▶ BRIEF
From the listing below, extract every line containing "components".

----

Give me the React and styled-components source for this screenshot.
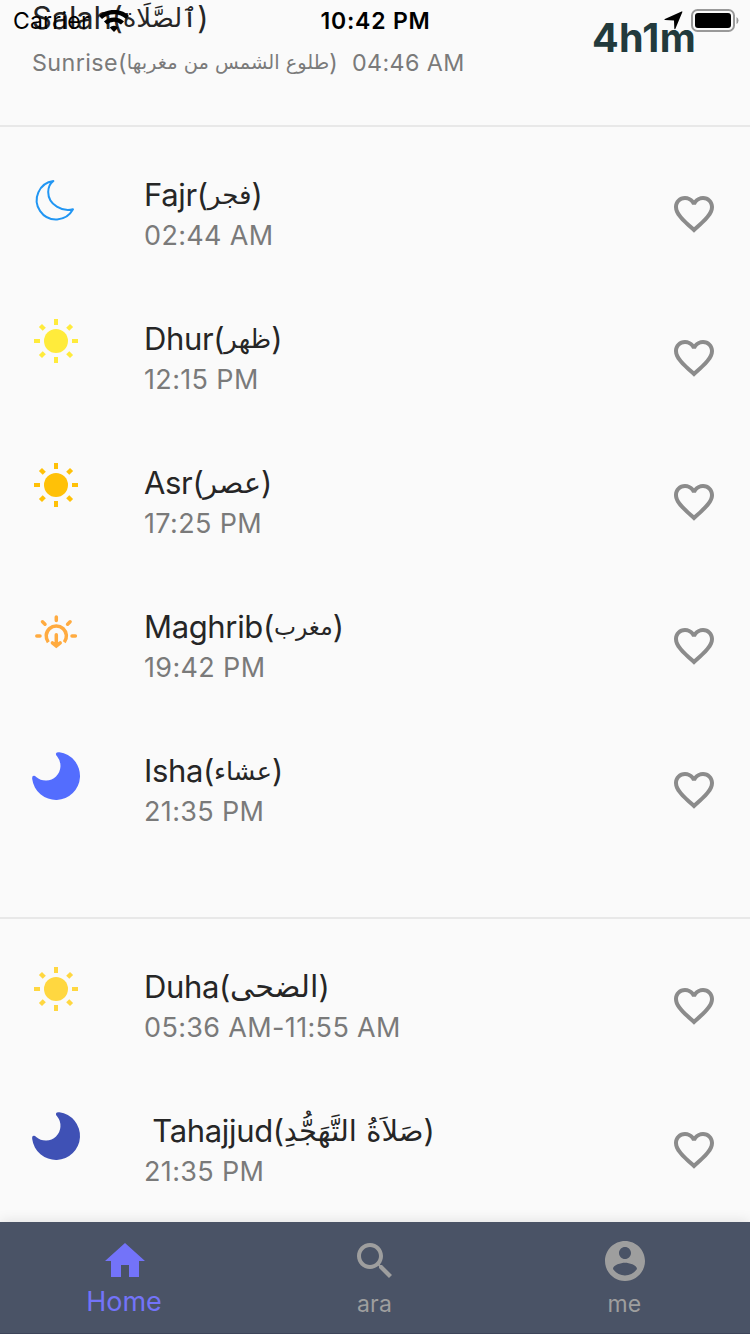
import React from 'react';
import styled, { createGlobalStyle } from 'styled-components';

const Global = createGlobalStyle`
  * { box-sizing: border-box; }
  body { margin: 0; background: #fafafa; font-family: Inter, "DejaVu Sans", sans-serif; }
`;

const Screen = styled.div`
  position: relative;
  display: flex;
  flex-direction: column;
  width: 750px;
  height: 1334px;
  overflow: hidden;
  background: #fafafa;
`;

const StatusBar = styled.div`
  position: absolute;
  inset: 0 0 auto 0;
  height: 41px;
  z-index: 3;
  display: grid;
  grid-template-columns: 1fr auto 1fr;
  align-items: center;
  padding: 0 10px 0 13px;
  color: #000;
`;

const Carrier = styled.div`
  display: flex;
  align-items: center;
  gap: 9px;
  font-size: 23px;
  letter-spacing: 0.2px;
`;

const Clock = styled.div`
  margin: 0 1px 0 -1px;
  font-size: 23px;
  font-weight: 600;
  letter-spacing: 0.8px;
`;

const StatusEnd = styled.div`
  display: flex;
  align-items: center;
  justify-content: flex-end;
  gap: 8px;
`;

const Header = styled.header`
  flex: none;
  display: flex;
  justify-content: space-between;
  height: 127px;
  padding: 0 54px 0 32px;
  border-bottom: 2px solid #e8e8e8;
`;

const Heading = styled.div`
  display: flex;
  height: 42px;
  line-height: 42px;
  margin-top: -3px;
  font-size: 31px;
  letter-spacing: -0.2px;
  color: #262626;
  white-space: pre;
`;

const Caption = styled.div`
  display: flex;
  height: 32px;
  margin-top: 8px;
  line-height: 32px;
  font-size: 23.3px;
  letter-spacing: 0.4px;
  color: #7a7a7a;
  white-space: pre;
`;

const Countdown = styled.div`
  padding-top: 14px;
  line-height: 48px;
  font-size: 39.5px;
  font-weight: 700;
  letter-spacing: 0.3px;
  color: #223a3c;
`;

const Section = styled.section`
  flex: none;
  padding: 15px 0 ${p => (p.$last ? 0 : 55)}px;
  border-bottom: ${p => (p.$last ? 0 : 2)}px solid #e8e8e8;
`;

const Row = styled.div`
  display: grid;
  grid-template-columns: 48px 1fr 48px;
  column-gap: 64px;
  height: 144px;
  padding: 34px 32px 0;
`;

const RowIcon = styled.svg`
  width: 48px;
  height: 48px;
  overflow: visible;
`;

const Title = styled.div`
  height: 40px;
  line-height: 40px;
  margin-top: -1px;
  display: flex;
  font-size: 31px;
  letter-spacing: -0.35px;
  color: #262626;
  white-space: pre;
`;

const Arabic = styled.bdi`
  font-family: "DejaVu Sans", sans-serif;
  font-size: ${p => p.$size}px;
  letter-spacing: 0;
`;

const Time = styled.div`
  height: 40px;
  line-height: 40px;
  margin-top: 1px;
  font-size: 27px;
  letter-spacing: 0.35px;
  color: #7a7a7a;
`;

const Heart = styled.svg`
  width: 48px;
  height: 48px;
  margin-top: 14px;
  fill: #8b8b8b;
`;

const NavBar = styled.nav`
  position: absolute;
  inset: auto 0 0 0;
  z-index: 2;
  display: grid;
  grid-template-columns: repeat(3, 1fr);
  height: 112px;
  background: #4a5366;
  border-bottom: 1px solid #3d4459;
  box-shadow: 0 -1px 12px rgba(0, 0, 0, 0.1);
`;

const NavItem = styled.div`
  display: flex;
  flex-direction: column;
  align-items: center;
  padding-top: 15px;
  color: ${p => (p.$active ? '#7373f9' : '#9e9e9e')};
`;

const NavIcon = styled.svg`
  width: 48px;
  height: 48px;
  fill: currentColor;
`;

const NavLabel = styled.div`
  line-height: 34px;
  margin-top: ${p => (p.$active ? 0 : 2)}px;
  margin-right: ${p => (p.$active ? 2 : 1)}px;
  font-size: ${p => (p.$active ? 27 : 23)}px;
  letter-spacing: ${p => (p.$active ? 0 : 0.2)}px;
`;

const Sun = ({ color }) => (
  <RowIcon viewBox="0 0 48 48" fill={color}>
    <circle cx="24" cy="21" r="12" />
    {[0, 90, 180, 270].map(a => (
      <rect key={a} x="22" y="-1" width="4" height="6" transform={`rotate(${a} 24 21)`} />
    ))}
    {[45, 135, 225, 315].map(a => (
      <rect key={a} x="21.8" y="-1" width="4.4" height="5.4" transform={`rotate(${a} 24 21)`} />
    ))}
  </RowIcon>
);

const Moon = ({ color }) => (
  <RowIcon viewBox="0 0 48 48" fill={color}>
    <path d="M27.5 .2A24 24 0 1 1 .2 27Q-.2 23.5 2 23.7Q3 23.8 4.2 25A14.7 14.7 0 0 0 25.2 4.6Q23.5 2.6 24 1.4Q24.5-.1 27.5 .2Z" />
  </RowIcon>
);

const MoonOutline = ({ color }) => (
  <RowIcon viewBox="0 0 48 48" fill="none" stroke={color} strokeWidth="2" strokeLinejoin="round">
    <path d="M21.4 5A19.3 19.3 0 1 0 41 33.3C31 36.4 16.2 29 16.2 16C16.2 11 18.4 7.2 21.4 5Z" />
  </RowIcon>
);

const Sunset = ({ color }) => (
  <RowIcon viewBox="0 0 48 48" fill="none" stroke={color} strokeWidth="3.5" strokeLinecap="round">
    <path d="M16.3 34.2A10.1 10.1 0 1 1 32.3 34.2" strokeLinecap="butt" />
    <path d="M24.3 26.8V37M20.4 34.8L24.3 38L28.2 34.8M24.3 9V12.4M4.8 27.9H8M40 27.9H43.4M10.5 13.8L13 16.2M38.1 13.8L35.6 16.2" />
  </RowIcon>
);

const ICONS = { sun: Sun, moon: Moon, moonOutline: MoonOutline, sunset: Sunset };

const DAILY = [
  { name: 'Fajr', arabic: 'فجر', size: 26.2, time: '02:44 AM', icon: 'moonOutline', color: '#2196f3' },
  { name: 'Dhur', arabic: 'ظهر', size: 26, time: '12:15 PM', icon: 'sun', color: '#ffeb3b' },
  { name: 'Asr', arabic: 'عصر', size: 28.6, time: '17:25 PM', icon: 'sun', color: '#ffc107' },
  { name: 'Maghrib', arabic: 'مغرب', size: 23.4, time: '19:42 PM', icon: 'sunset', color: '#ffab40' },
  { name: 'Isha', arabic: 'عشاء', size: 25.6, time: '21:35 PM', icon: 'moon', color: '#536dfe' },
];

const EXTRA = [
  { name: 'Duha', arabic: 'الضحى', size: 30.2, time: '05:36 AM-11:55 AM', icon: 'sun', color: '#ffd740' },
  { name: ' Tahajjud', arabic: 'صَلاَةُ التَّهَجُّدِ', size: 29.1, time: '21:35 PM', icon: 'moon', color: '#3f51b5' },
];

const PrayerRow = ({ name, arabic, size, time, icon, color }) => {
  const Icon = ICONS[icon];
  return (
    <Row>
      <Icon color={color} />
      <div>
        <Title>{name}(<Arabic $size={size}>{arabic}</Arabic>)</Title>
        <Time>{time}</Time>
      </div>
      <Heart viewBox="0 0 24 24">
        <path d="M16.5 3c-1.74 0-3.41.81-4.5 2.09C10.91 3.81 9.24 3 7.5 3 4.42 3 2 5.42 2 8.5c0 3.78 3.4 6.86 8.55 11.54L12 21.35l1.45-1.32C18.6 15.36 22 12.28 22 8.5 22 5.42 19.58 3 16.5 3zm-4.4 15.55l-.1.1-.1-.1C7.14 14.24 4 11.39 4 8.5 4 6.5 5.5 5 7.5 5c1.54 0 3.04.99 3.57 2.36h1.87C13.46 5.99 14.96 5 16.5 5c2 0 3.5 1.5 3.5 3.5 0 2.89-3.14 5.74-7.9 10.05z" />
      </Heart>
    </Row>
  );
};

export default function App() {
  return (
    <Screen>
      <Global />
      <StatusBar>
        <Carrier>
          Carrier
          <svg width="30" height="22" viewBox="0 0 30 22" fill="none" stroke="#000" strokeWidth="4.4">
            <path d="M1.5 7.5A19.5 19.5 0 0 1 28.5 7.5M6.5 13A12.3 12.3 0 0 1 23.5 13" />
            <path d="M15 22L10.7 17.6A6.2 6.2 0 0 1 19.3 17.6Z" fill="#000" stroke="none" />
          </svg>
        </Carrier>
        <Clock>10:42 PM</Clock>
        <StatusEnd>
          <svg width="19" height="19" viewBox="0 0 19 19">
            <path d="M17.6 .5Q18.6 0 18.3 1.3L11.4 17.8Q10.6 18.9 10.3 17.6L10 9.6L1 9Q-.2 8.6 .9 7.9Z" fill="#000" />
          </svg>
          <svg width="49" height="24" viewBox="0 0 49 24">
            <rect x="1" y="1" width="42" height="21" rx="5.5" fill="none" stroke="#999" strokeWidth="2" />
            <rect x="4" y="4" width="36" height="15" rx="3" fill="#000" />
            <path d="M45.5 8Q47.5 9 47.5 11.5T45.5 15Z" fill="#999" />
          </svg>
        </StatusEnd>
      </StatusBar>

      <Header>
        <div>
          <Heading>Salah(<Arabic $size={26}>ٱلصَّلَاة</Arabic>)</Heading>
          <Caption>Sunrise(<Arabic $size={19.4}>طلوع الشمس من مغربها</Arabic>)  04:46 AM</Caption>
        </div>
        <Countdown>4h1m</Countdown>
      </Header>

      <Section>
        {DAILY.map(p => <PrayerRow key={p.name} {...p} />)}
      </Section>
      <Section $last>
        {EXTRA.map(p => <PrayerRow key={p.name} {...p} />)}
      </Section>

      <NavBar>
        <NavItem $active>
          <NavIcon viewBox="0 0 24 24"><path d="M10 20v-6h4v6h5v-8h3L12 3 2 12h3v8z" /></NavIcon>
          <NavLabel $active>Home</NavLabel>
        </NavItem>
        <NavItem>
          <NavIcon viewBox="0 0 24 24">
            <path d="M15.5 14h-.79l-.28-.27C15.41 12.59 16 11.11 16 9.5 16 5.91 13.09 3 9.5 3S3 5.91 3 9.5 5.91 16 9.5 16c1.61 0 3.09-.59 4.23-1.57l.27.28v.79l5 4.99L20.49 19l-4.99-5zm-6 0C7.01 14 5 11.99 5 9.5S7.01 5 9.5 5 14 7.01 14 9.5 11.99 14 9.5 14z" />
          </NavIcon>
          <NavLabel>ara</NavLabel>
        </NavItem>
        <NavItem>
          <NavIcon viewBox="0 0 24 24">
            <path d="M12 2C6.48 2 2 6.48 2 12s4.48 10 10 10 10-4.48 10-10S17.52 2 12 2zm0 3c1.66 0 3 1.34 3 3s-1.34 3-3 3-3-1.34-3-3 1.34-3 3-3zm0 14.2c-2.5 0-4.71-1.28-6-3.22.03-1.99 4-3.08 6-3.08 1.99 0 5.97 1.09 6 3.08-1.29 1.94-3.5 3.22-6 3.22z" />
          </NavIcon>
          <NavLabel>me</NavLabel>
        </NavItem>
      </NavBar>
    </Screen>
  );
}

----

▶ EXERCISE RESULT
Give me the React and styled-components source for this screenshot.
import styled, { createGlobalStyle } from 'styled-components';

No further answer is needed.